The subject of knot theory is right there in the name: knots. It is the study of knots in the mathematical sense. Believe me when I tell you I am capable of taking you down the rabbit hole with this, but I will keep it simple.
We represent knots with diagrams. That is, we pretend that we’ve tied a knot in a piece of string that we’ve laid neatly down on the table, and we draw it. Most mathematicians aren’t artists so we keep it simple. The main points of interest are the crossings, that is when one piece of the knot goes over the top of another piece. We draw our diagrams so that you can tell which piece is on top.
It is a fact that mathematicians don’t like reasoning with diagrams, and that is one of the reasons so many sophisticated mathematical tools are used: We use them to cover our butts, as it were.
Knot theory is a part of me, but it is a part of me I put aside years ago. Books about it have been on my bookshelf occupying space. Memories of it have been in my brain doing the same. It is now coming back to me in a surprising way. It is coming back through my woodworking.
I’ve been making boxes for a while, but they’ve been plain, unadorned boxes. At one point, I made boxes for my grandsons and put their initials on the lids so they would know which boxes to fight over. Then I made a Harry Potter magic wand box with the Deathly Hallows on the lid. Then I made a couple of Bible boxes, one with the Borromean rings and another with a trefoil.
At that point, a thought came to me. I make these boxes to give away because otherwise I will be buried under them. I need to craft my designs to be something to give away. This is an issue because there usually has to be an occasion for a gift such as the birth of a baby or a wedding. You need to give them away in such a way that they can’t give them back.
I decided to craft my carvings with that thought in mind.
I carved a “Hopf Link” on the top of a box. Those of you who are not burdened with my level of knowledge about knots might easily mistake this for linked wedding rings.
Having succeeded at this, I decided I would like to try something more challenging and nerdier. I remembered having read about something called a “True Lover’s Knot.”
I had to dig into my library, find a book I’ve had for 40 years, and look it up. After I looked it up, I had to learn to draw it. This was a challenge because it’s an 8-crossing knot. Every place where the knot crosses itself makes the diagram that much more complicated.
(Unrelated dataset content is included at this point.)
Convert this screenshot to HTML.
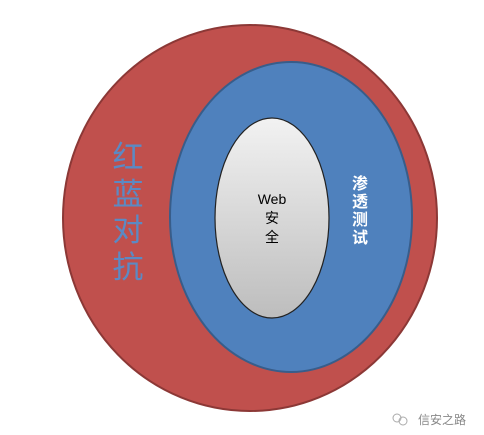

My first attempt at carving it into wood was a failure for a number of reasons. The knot was so complicated that it made carving difficult and in going too quickly I damaged it.
I glued up some new boards and started over. I sketch the knot on the wood in a way that was more spread out. Then I began to carve in a deliberately slow, organized way. In doing something this complicated, I had to be much more intentional. I had to use a lot of techniques that I had learned about using chisels, gouges, and knives.
I had to integrate my learning.
I’ve been taking a lot of pictures of it. This is because I will be gluing it into a box--integrating it, as it were--and there are all sorts of disasters that can happen along the way.
But it’s wonderful when it all comes together.
Bobby Winters, a native of Harden City, Oklahoma, blogs at redneckmath.blogspot.com and okieinexile.blogspot.com. He invites you to “like” the National Association of Lawn Mowers on Facebook. Search for him by name on YouTube.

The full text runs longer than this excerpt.